Why I’m a Freedom Ambassador

By Suzanne Monaco

Posted June 28, 2016


With roots in NYC, Suzanne Monaco now lives in beautiful Bend, OR, where she enjoys an outdoor lifestyle year round: from winters snowboarding and Nordic skiing around Mount Bachelor, to mountain biking, trail hiking, lake-swimming, and most importantly a wonderful community of friends.  Besides playing outdoors, Suzanne manages strategic partnerships for Visa, and lives with her husband Tim of 16 years and two children Simone, age 11, and Torin, age 8.


In this interview, Suzanne shares about her passion for ending human trafficking one mile at a time as a Freedom Ambassador.


How did you first learn about human trafficking and what caused you to get involved?    

This is a topic I have heard about but never thought was as huge of a problem as it is in the USA.    Over the winter when I was at an indoor cycling class I met Lisa Bowman who told me about her experiences dealing with victims as an ER nurse, as well as what I could do to raise awareness and prevent this crime.  I later attended an informational presentation at Recharge (a local gym) and just had to get involved.    There is absolutely NO excuse for what is happening and for the fact that this is not being treated as a top crisis in America.    

What is a Freedom Ambassador and how can someone qualify?    

I was so excited to figure out a way to be involved as I don’t road bike so won’t be joining the Freedom Ride in September.  But since I will be racing in a few long distance mountain bike events, I am so excited to be an Ambassador and wear my jersey! If you are a long distance athlete like me, I want to share with you what is going on with human trafficking, and hope you will get involved too. 


What is your vision for the Freedom Ambassador Program and why should someone become a Freedom Ambassador?  

We are looking for riders who are committed to the cause, will fundraise to support this organization and maybe even get involved in their community.   I know we are all busy with life, jobs, kids, etc, but if you can leverage a race or event to support raising awareness for human trafficking, you have found a great organization that will support and promote you in doing so!   I feel like I can make a difference just by educating one person, as this could change a life dramatically.    


Tell me about your upcoming races and what you hope to accomplish?    

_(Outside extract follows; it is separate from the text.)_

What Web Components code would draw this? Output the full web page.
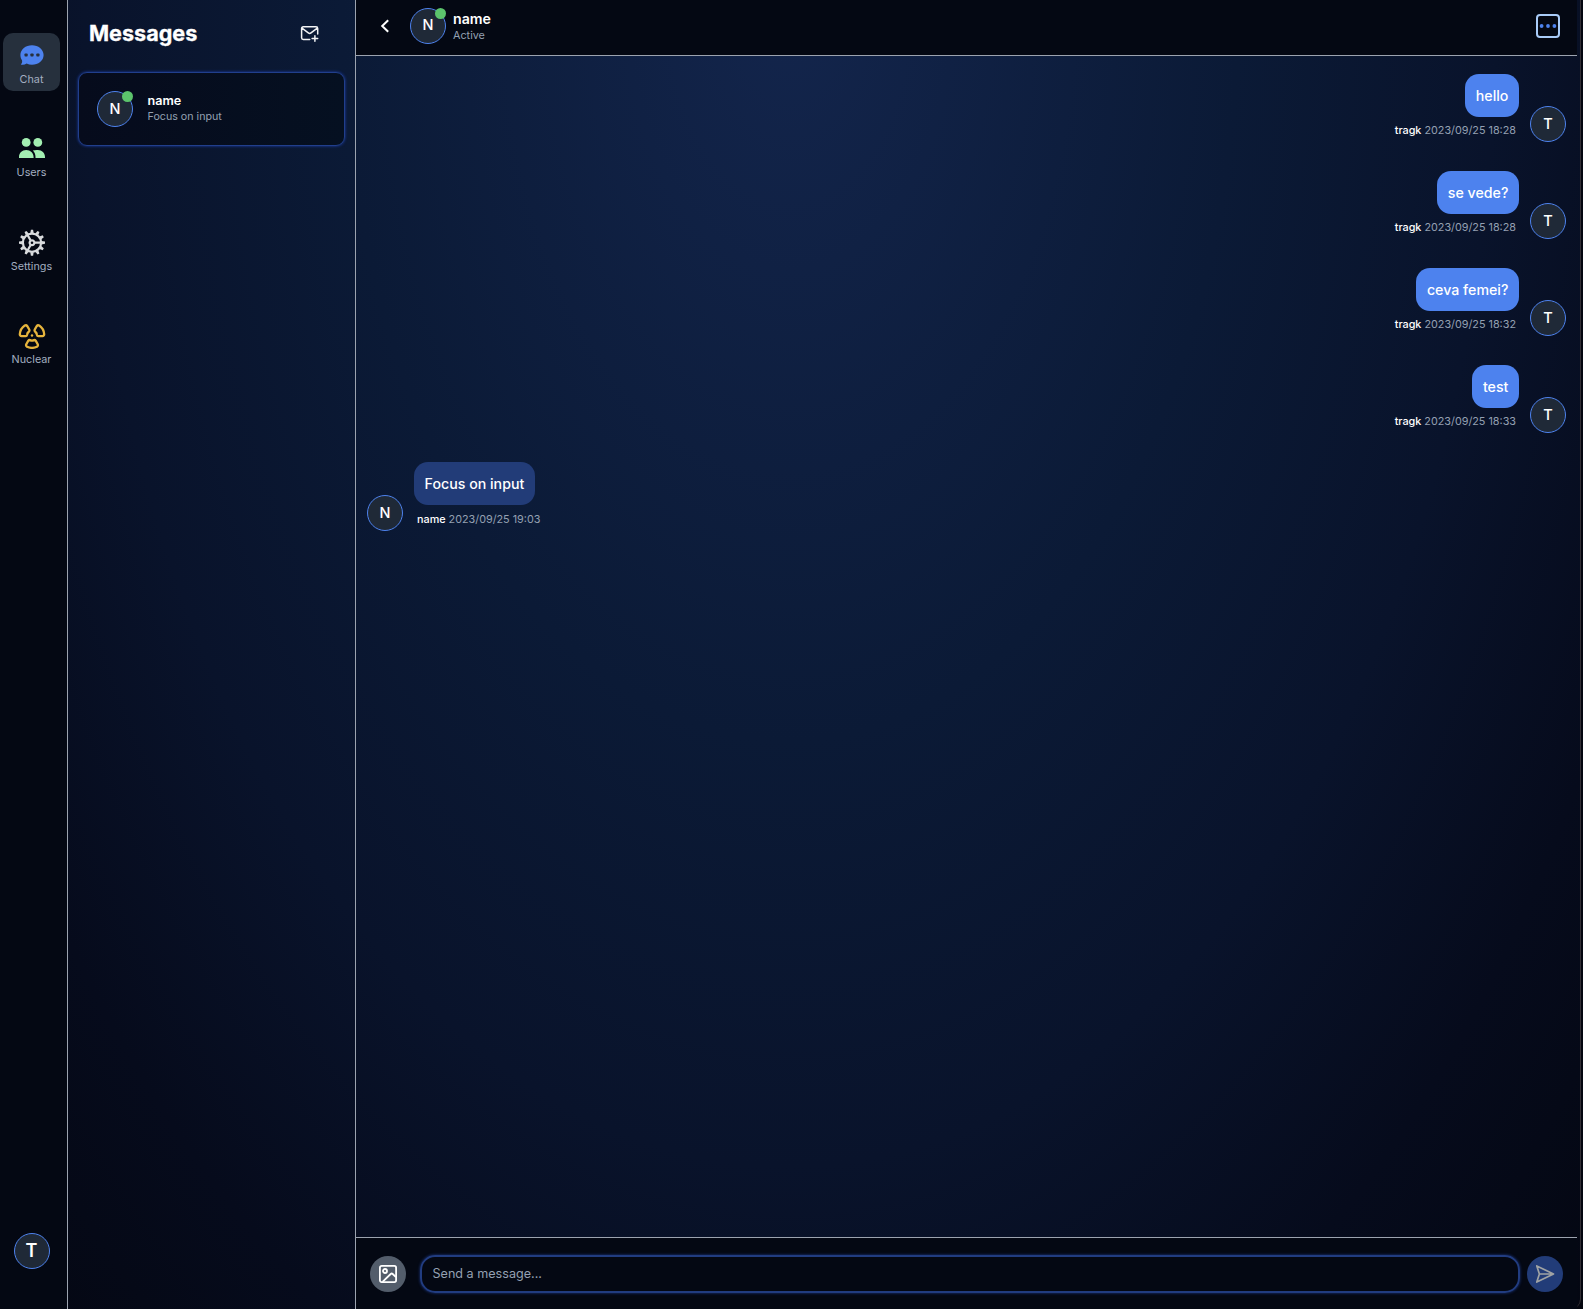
<!DOCTYPE html>
<html lang="en">
<head>
<meta charset="utf-8">
<title>Messages</title>
<style>
html,body{margin:0;height:100%;overflow:hidden;background:#04060f}
body{font-family:Inter,"Liberation Sans",sans-serif}
</style>
</head>
<body>
<chat-app></chat-app>
<script>
const define = (name, render) => customElements.define(name, class extends HTMLElement {
  connectedCallback() {
    if (this.shadowRoot) return;
    this.attachShadow({ mode: 'open' }).innerHTML = render(this);
  }
});

const teeth = Array.from({length: 12}, (_, i) => `<path d="M-1.7-9.5L-1.1-13H1.1L1.7-9.5z" transform="rotate(${i * 30})"/>`).join('');
const blade = 'M-2 4.6Q0 5.5 2 4.6Q3 4.3 3.7 5.2L5.7 8.7Q6.4 10.3 5 11.2Q0 13.6-5 11.2Q-6.4 10.3-5.7 8.7L-3.7 5.2Q-3 4.3-2 4.6z';
const icons = {
  chat: `<svg width="28" height="28" viewBox="-14 -14 28 28"><path fill="#4d82ee" d="M0-9.8C6.3-9.8 11.6-5.6 11.6 0S6.3 9.8 0 9.8C-2 9.8-3.8 9.4-5.3 8.6C-7.2 9.8-9.2 10-11.2 9.6C-9.9 8.2-9.6 6.8-10 5.2C-11.2 3.6-11.6 1.8-11.6 0C-11.6-5.6-6.3-9.8 0-9.8z"/><g fill="#26303f"><rect x="-7.5" y="-1.6" width="3.2" height="3.2" rx=".8"/><rect x="-1.6" y="-1.6" width="3.2" height="3.2" rx=".8"/><rect x="4.3" y="-1.6" width="3.2" height="3.2" rx=".8"/></g></svg>`,
  users: `<svg width="28" height="28" viewBox="-14 -14 28 28" fill="#a3efb2"><circle cx="-5.8" cy="-5.6" r="4.4"/><circle cx="5.8" cy="-5.6" r="4.4"/><path d="M-13 10V9C-13 5-10 2-5.8 2S1.6 5 1.6 9V10zM3.5 10V9C3.5 6.2 2.4 4 .8 2.6Q3 1.8 5.8 2C10 2 13 5 13 9V10z"/></svg>`,
  settings: `<svg width="28" height="28" viewBox="-14 -14.7 28 28" fill="#d9dbdd">${teeth}<g fill="none" stroke="#d9dbdd" stroke-width="2.2"><circle r="9.1"/><circle r="2.4"/><path d="M3 0H9M-1.5-2.6L-4.6-8M-1.5 2.6L-4.6 8"/></g></svg>`,
  nuclear: `<svg width="28" height="28" viewBox="-14 -14.5 28 28" fill="none" stroke="#e6b43c" stroke-width="2.3"><path d="${blade}"/><path d="${blade}" transform="rotate(120)"/><path d="${blade}" transform="rotate(240)"/><circle r="1.2" fill="#e6b43c" stroke="none"/></svg>`,
  mail: `<svg width="20" height="20" viewBox="0 0 20 20" fill="none" stroke="#f2f3f5" stroke-width="1.5" stroke-linecap="round" stroke-linejoin="round"><path d="M9.7 15.5H3.3Q1.6 15.5 1.6 13.8V4.5Q1.6 2.8 3.3 2.8H16Q17.7 2.8 17.7 4.5V10M2 4.2L8.3 8.9Q9.7 9.9 11 8.9L17.3 4.2M14.9 11.7V17.3M12.1 14.5H17.7"/></svg>`,
  back: `<svg width="20" height="20" viewBox="0 0 20 20" fill="none" stroke="#fff" stroke-width="2"><path d="M13.2 4.2L7.2 10L13.2 15.8"/></svg>`,
  image: `<svg width="20" height="20" viewBox="0 0 20 20" fill="none" stroke="#fff" stroke-width="1.8" stroke-linejoin="round"><rect x="1.9" y="1.9" width="16.2" height="16.2" rx="1.8"/><circle cx="7" cy="7" r="2"/><path d="M4.5 17.8L12.7 10Q13.7 9 14.7 10L18 13.2"/></svg>`,
  send: `<svg width="20" height="20" viewBox="0 0 20 20" fill="none" stroke="#a0a3a4" stroke-width="1.7" stroke-linejoin="round"><path d="M1.8 1.9L18.5 10L1.8 18.1L4.4 10zM4.4 10H18"/></svg>`,
  more: `<svg width="20" height="20" viewBox="-10 -10 20 20" fill="#4d82ee"><circle cx="-6.4" r="1.9"/><circle r="1.9"/><circle cx="6.4" r="1.9"/></svg>`
};

define('ui-icon', el => `<style>:host{display:block;line-height:0;flex:none}svg{display:block}</style>${icons[el.getAttribute('name')]}`);

define('user-avatar', el => `<style>
:host{display:flex;flex:none;position:relative;width:36px;height:36px;box-sizing:border-box;border:1px solid #4d82ee;border-radius:50%;background:#1f2937;color:#fff;align-items:center;justify-content:center;font-size:14.5px;font-weight:500;line-height:1}
i{position:absolute;right:-1px;top:-1px;width:11px;height:11px;border-radius:50%;background:#5cc46c}
</style><slot></slot>${el.hasAttribute('online') ? '<i></i>' : ''}`);

define('nav-item', el => `<style>
:host{display:flex;flex-direction:column;align-items:center;box-sizing:border-box;width:57px;height:58px;padding-top:8px;border-radius:10px;color:#a3aec0;font-size:10.8px;line-height:14px}
:host([active]){background:#26303d}
span{margin-top:4px}
</style><ui-icon name="${el.getAttribute('icon')}"></ui-icon><span><slot></slot></span>`);

define('nav-rail', () => `<style>
:host{display:flex;flex-direction:column;align-items:center;box-sizing:border-box;width:68px;padding:33px 4px 40px 0;border-right:1px solid #9ca3af;background:#040813;flex:none}
nav{display:flex;flex-direction:column;gap:35.3px;flex:1}
user-avatar{font-size:18px;font-weight:600}
</style><nav><nav-item icon="chat" active>Chat</nav-item><nav-item icon="users">Users</nav-item><nav-item icon="settings">Settings</nav-item><nav-item icon="nuclear">Nuclear</nav-item></nav><user-avatar>T</user-avatar>`);

define('conversation-card', el => `<style>
:host{display:flex;align-items:center;gap:14.5px;box-sizing:border-box;height:74px;padding:0 18px;border:1.5px solid #213f8c;border-radius:9px;background:linear-gradient(90deg,#060b1c,#051021);box-shadow:0 0 3px #1e40af}
div{margin-top:-2px}
b{display:block;font-size:12.6px;line-height:16px;font-weight:600;color:#fff}
p{margin:0;font-size:10.7px;line-height:15px;color:#94a0b2}
</style><user-avatar online>N</user-avatar><div><b>${el.getAttribute('name')}</b><p><slot></slot></p></div>`);

define('conversation-list', () => `<style>
:host{display:flex;flex-direction:column;box-sizing:border-box;width:288px;padding:0 10px;border-right:1px solid #9ca3af;flex:none}
header{display:flex;justify-content:space-between;align-items:center;height:67px;padding:0 25px 0 11px;margin-bottom:5px}
h1{margin:-2px 0 0;font-size:21.6px;line-height:30px;font-weight:700;color:#fff;-webkit-text-stroke:.3px #fff}
</style><header><h1>Messages</h1><ui-icon name="mail"></ui-icon></header><conversation-card name="name">Focus on input</conversation-card>`);

define('chat-message', el => `<style>
:host{display:flex;align-items:flex-end;gap:11px;height:69px;flex-direction:row-reverse}
:host([incoming]){flex-direction:row}
user-avatar{margin-bottom:1px}
:host([incoming]) user-avatar{margin-bottom:0}
section{display:flex;flex-direction:column;align-items:flex-end;height:69px}
.bubble{height:43px;box-sizing:border-box;padding:0 10.6px;border-radius:14px;background:#4d82ee;color:#fff;font-size:14.2px;font-weight:500;line-height:43px;white-space:nowrap}
.meta{padding:0 3px;margin-top:6px;font-size:10.8px;line-height:16px;color:#94a0b2;white-space:nowrap}
b{font-weight:500;color:#fff}
:host([incoming]) section{align-items:flex-start}
:host([incoming]) .meta{margin-top:7px}
:host([incoming]) .bubble{background:#223c78}
</style><user-avatar>${el.getAttribute('initial')}</user-avatar><section><div class="bubble"><slot></slot></div><div class="meta"><b>${el.getAttribute('from')}</b> ${el.getAttribute('time')}</div></section>`);

define('chat-header', () => `<style>
:host{display:flex;align-items:center;box-sizing:border-box;height:56px;padding:0 17px 4px 19px;border-bottom:1px solid #9ca3af;background:#040813;flex:none}
user-avatar{margin:0 7px 0 15px}
div{flex:1}
b{display:block;font-size:14.2px;line-height:17px;font-weight:600;color:#fff}
p{margin:1px 0 -2px;font-size:10.8px;line-height:16px;color:#94a0b2}
button{display:grid;place-items:center;box-sizing:border-box;width:24px;height:24px;padding:0;border:2px solid #a9cbf8;border-radius:4px;background:none}
</style><ui-icon name="back"></ui-icon><user-avatar online>N</user-avatar><div><b>name</b><p>Active</p></div><button><ui-icon name="more"></ui-icon></button>`);

define('message-composer', () => `<style>
:host{display:flex;align-items:center;box-sizing:border-box;height:72px;padding:0 14px;border-top:1px solid #9ca3af;background:#040813;flex:none}
.round{display:grid;place-items:center;width:36px;height:36px;border-radius:50%;background:#535d6b;flex:none}
.send{background:#223c78}
.field{flex:1;box-sizing:border-box;height:38px;margin:0 7px 0 14px;padding:0 10.5px;border:2px solid #213c80;border-radius:15px;color:#94a0b2;font-size:12.6px;line-height:33px;box-shadow:0 0 3px #1e3a8a}
</style><span class="round"><ui-icon name="image"></ui-icon></span><div class="field">Send a message...</div><span class="round send"><ui-icon name="send"></ui-icon></span>`);

define('chat-panel', () => `<style>
:host{display:flex;flex-direction:column;flex:1;min-width:0}
main{display:flex;flex-direction:column;gap:28px;flex:1;min-height:0;padding:18px 11px 0}
</style><chat-header></chat-header><main>
<chat-message from="tragk" initial="T" time="2023/09/25 18:28">hello</chat-message>
<chat-message from="tragk" initial="T" time="2023/09/25 18:28">se vede?</chat-message>
<chat-message from="tragk" initial="T" time="2023/09/25 18:32">ceva femei?</chat-message>
<chat-message from="tragk" initial="T" time="2023/09/25 18:33">test</chat-message>
<chat-message from="name" initial="N" time="2023/09/25 19:03" incoming>Focus on input</chat-message>
</main><message-composer></message-composer>`);

define('chat-app', () => `<style>
:host{display:flex;box-sizing:border-box;width:1581px;height:1309px;padding-right:3px;border-right:1px solid #332f35;border-bottom-right-radius:10px;background:radial-gradient(ellipse 1120px 1851px at 50% 0,#13254c 0%,#0b1a36 40%,#09132b 63%,#060b1c 82%,#040712 100%)}
</style><nav-rail></nav-rail><conversation-list></conversation-list><chat-panel></chat-panel>`);
</script>
</body>
</html>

My first race is on July 3rd and I will be riding for 6 hours. The course is loops about 6 miles long near Mt. Hood. It is a beautiful single-track course and challenging. This is a great “training race” leading up to my goal of the High Cascade 100 miler on July 16th.  Most of the trails in this race are what I ride on a regular basis, so that is very helpful.  But it is challenging with long climbs at altitude and sandy, very rough sections where I will most likely “hike my bike”. I look at this event as a way to push myself mentally after many years of not training much. Honestly, finishing under the time cut off is my goal and having a cause to push myself through will help keep me focused. So many people like me, have no idea about what is happening or don’t want to talk about it, so I will be proudly wearing my jersey and raising awareness.  

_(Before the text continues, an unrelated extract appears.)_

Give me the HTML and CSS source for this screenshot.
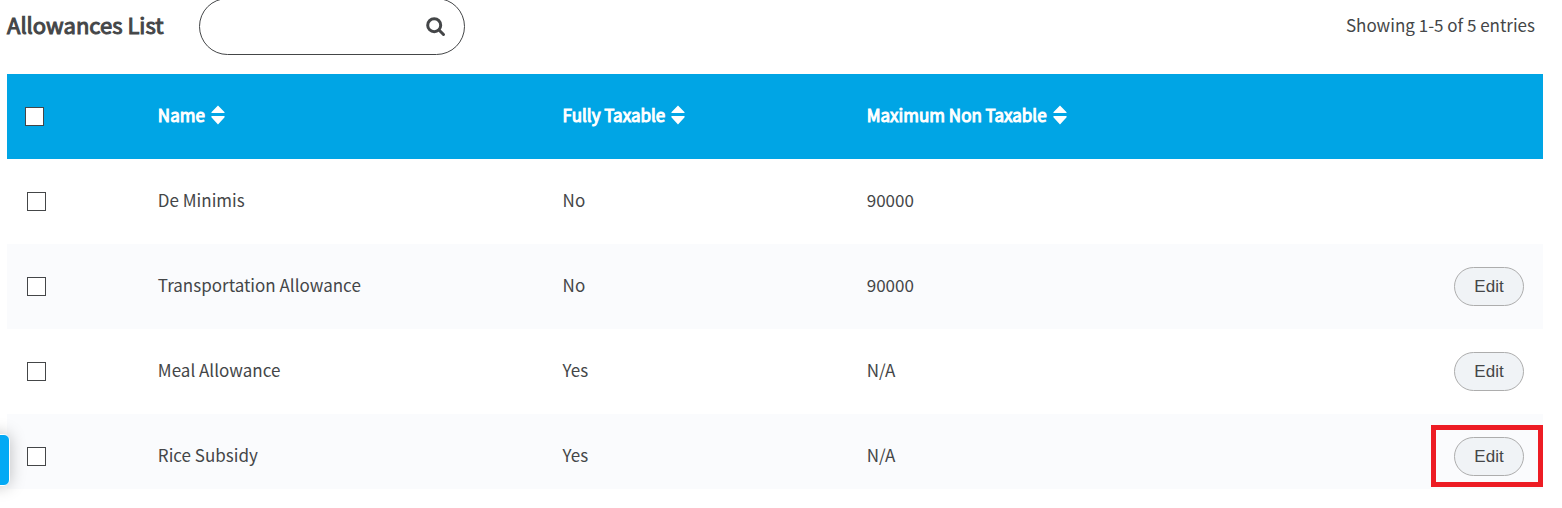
FILE: index.html
```html
<!DOCTYPE html>
<html lang="en">
<head>
<meta charset="utf-8">
<meta name="viewport" content="width=device-width, initial-scale=1">
<title>Allowances List</title>
<link rel="stylesheet" href="styles.css">
</head>
<body>
<svg class="sprite" aria-hidden="true">
  <symbol id="sort" viewBox="0 0 14 20">
    <path d="M7 0.5 13.6 7.2Q14 8 13 8H1Q0 8 .4 7.2ZM7 19.5 13.6 12.3Q14 11 13 11H1Q0 11 .4 12.3Z"/>
  </symbol>
</svg>
<main class="page">
  <header class="toolbar">
    <h1 class="title">Allowances List</h1>
    <form class="search" role="search">
      <input class="search-input" type="search" aria-label="Search allowances">
      <button class="search-button" type="button" aria-label="Search">
        <svg class="search-icon" viewBox="0 0 20 20" aria-hidden="true"><circle cx="8.2" cy="8.2" r="6.5"/><path d="M13 13 17.5 17.5"/></svg>
      </button>
    </form>
    <p class="summary">Showing 1-5 of 5 entries</p>
  </header>
  <table class="list">
    <colgroup><col class="col-check"><col class="col-name"><col class="col-tax"><col class="col-max"><col class="col-action"></colgroup>
    <thead>
      <tr>
        <th><input class="check" type="checkbox" aria-label="Select all"></th>
        <th scope="col"><button class="sort" type="button"><span class="sort-label">Name</span><svg class="sort-icon" aria-hidden="true"><use href="#sort"/></svg></button></th>
        <th scope="col"><button class="sort" type="button"><span class="sort-label">Fully Taxable</span><svg class="sort-icon" aria-hidden="true"><use href="#sort"/></svg></button></th>
        <th scope="col"><button class="sort" type="button"><span class="sort-label">Maximum Non Taxable</span><svg class="sort-icon" aria-hidden="true"><use href="#sort"/></svg></button></th>
        <td></td>
      </tr>
    </thead>
    <tbody>
      <tr>
        <td><input class="check" type="checkbox" aria-label="Select De Minimis"></td>
        <td class="text">De Minimis</td><td class="text">No</td><td class="text">90000</td><td></td>
      </tr>
      <tr>
        <td><input class="check" type="checkbox" aria-label="Select Transportation Allowance"></td>
        <td class="text">Transportation Allowance</td><td class="text">No</td><td class="text">90000</td>
        <td class="action"><button class="edit" type="button">Edit</button></td>
      </tr>
      <tr>
        <td><input class="check" type="checkbox" aria-label="Select Meal Allowance"></td>
        <td class="text">Meal Allowance</td><td class="text">Yes</td><td class="text">N/A</td>
        <td class="action"><button class="edit" type="button">Edit</button></td>
      </tr>
      <tr class="last">
        <td><input class="check" type="checkbox" aria-label="Select Rice Subsidy"></td>
        <td class="text">Rice Subsidy</td><td class="text">Yes</td><td class="text">N/A</td>
        <td class="action"><button class="edit" type="button">Edit</button><span class="highlight"></span></td>
      </tr>
    </tbody>
  </table>
  <button class="side-tab" type="button" aria-label="Open panel"></button>
</main>
</body>
</html>
```
FILE: styles.css
```css
* {
  box-sizing: border-box;
}

body {
  margin: 0;
  background: #fff;
  color: #444648;
  font-family: "Noto Sans CJK JP", "Noto Sans", sans-serif;
  font-size: 17px;
  line-height: 24px;
}

button {
  font: inherit;
  color: inherit;
  cursor: pointer;
}

.sprite {
  display: none;
}

.page {
  position: relative;
  padding: 0 19px 19px 7px;
  overflow: hidden;
}

.toolbar {
  display: flex;
  align-items: center;
  height: 57px;
  margin: -2px 8px 19px 0;
}

.title {
  width: 192px;
  margin: 0;
  padding-bottom: 5px;
  font-size: 22px;
  font-weight: 400;
  line-height: 32px;
  white-space: nowrap;
  -webkit-text-stroke: 1px currentColor;
}

.search {
  display: flex;
  align-items: center;
  width: 266px;
  height: 57px;
  padding: 0 18px 0 24px;
  border: 1px solid #444648;
  border-radius: 29px;
}

.search-input {
  flex: 1;
  min-width: 0;
  border: 0;
  outline: 0;
  background: transparent;
  font: inherit;
}

.search-button {
  display: flex;
  padding: 0;
  border: 0;
  background: transparent;
}

.search-icon {
  width: 20px;
  height: 20px;
  fill: none;
  stroke: #444648;
  stroke-width: 3;
  stroke-linecap: round;
}

.summary {
  margin: 0 0 0 auto;
  padding-bottom: 3px;
}

.list {
  width: 100%;
  border-collapse: collapse;
  table-layout: fixed;
}

.col-check {
  width: 8.65%;
}

.col-name {
  width: 26.35%;
}

.col-tax {
  width: 19.8%;
}

.col-max {
  width: 30%;
}

th,
td {
  height: 85px;
  padding: 0 18px;
  font-weight: 400;
  text-align: left;
  vertical-align: middle;
}

thead {
  background: #00a5e5;
  color: #fff;
}

tbody tr:nth-child(even) {
  background: #fafbfd;
}

.text {
  padding-bottom: 3px;
}

.last td {
  height: 75px;
  padding-top: 10px;
}

.check {
  display: block;
  width: 19px;
  height: 19px;
  margin: 0 0 0 2px;
  appearance: none;
  border: 1px solid #444648;
  background: #fff;
}

thead .check {
  margin-left: 0;
}

.sort {
  display: flex;
  align-items: center;
  gap: 6px;
  padding: 0 0 3px;
  border: 0;
  background: transparent;
}

.sort-label {
  -webkit-text-stroke: 1px currentColor;
}

.sort-icon {
  width: 14px;
  height: 20px;
  fill: #fff;
}

.action {
  position: relative;
  padding-right: 19px;
  text-align: right;
}

.edit {
  width: 70px;
  height: 39px;
  padding: 0;
  border: 1px solid #adadad;
  border-radius: 20px;
  background: #f0f3f6;
  font-family: "Liberation Sans", Arial, sans-serif;
  vertical-align: middle;
}

.highlight {
  position: absolute;
  top: 11px;
  right: 0;
  width: 112px;
  height: 62px;
  border: 5px solid #ed1c24;
  pointer-events: none;
}

.side-tab {
  position: absolute;
  top: 434px;
  left: -30px;
  width: 40px;
  height: 52px;
  border: 1px solid #fff;
  border-radius: 6px;
  background: #03a9f4;
  box-shadow: 0 0 16px rgba(0, 0, 0, 0.25);
}
```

What’s in store for you beyond your two races? How would you like to continue to be involved in the fight?  

After my two races, I am looking forward to a nice recovery period.  First off I will be volunteering for the Freedom Ride the weekend it starts in Bend.  My husband will also be offering massages to the riders. I also want to get involved with the Bend LaPine school District to help raise awareness. As my daughter is heading off to middle school, I think I am hyper sensitive to this issue. Recently, I went to a presentation about Internet Security that the KIDS Center (which works with children who have been sexually abused) put on hosted by my children’s elementary school PTO. It was frightening and so eye opening.  


 I honestly feel that with the amount of access kids have to the Internet, the naiveté and sometime poor regulation by well-intentioned parents, and the media/movies around us, it is no wonder human trafficking is on the rise and our teenagers are prime targets.  Also, with the constant cut in public service funding (police/fire) there are just not enough resources on the street to help. If we aren’t talking about what is going on, how can anyone know what to be aware of?     These predators have a power of manipulation that most of us cannot even understand and, if we spent the time to educate our kids, it will help tremendously.  Parents need to be aware what is happening and understand it is in their backyard and could be their neighbor! I am excited to learn more, be an advocate and become involved as best as I can and feel thankful that I found a great group of people to work with to help in this fight. As a community we need to come together to face these issues and there are many wonderful and supportive non-profit organizations to help, but the lack of money and resources continues to be an uphill battle.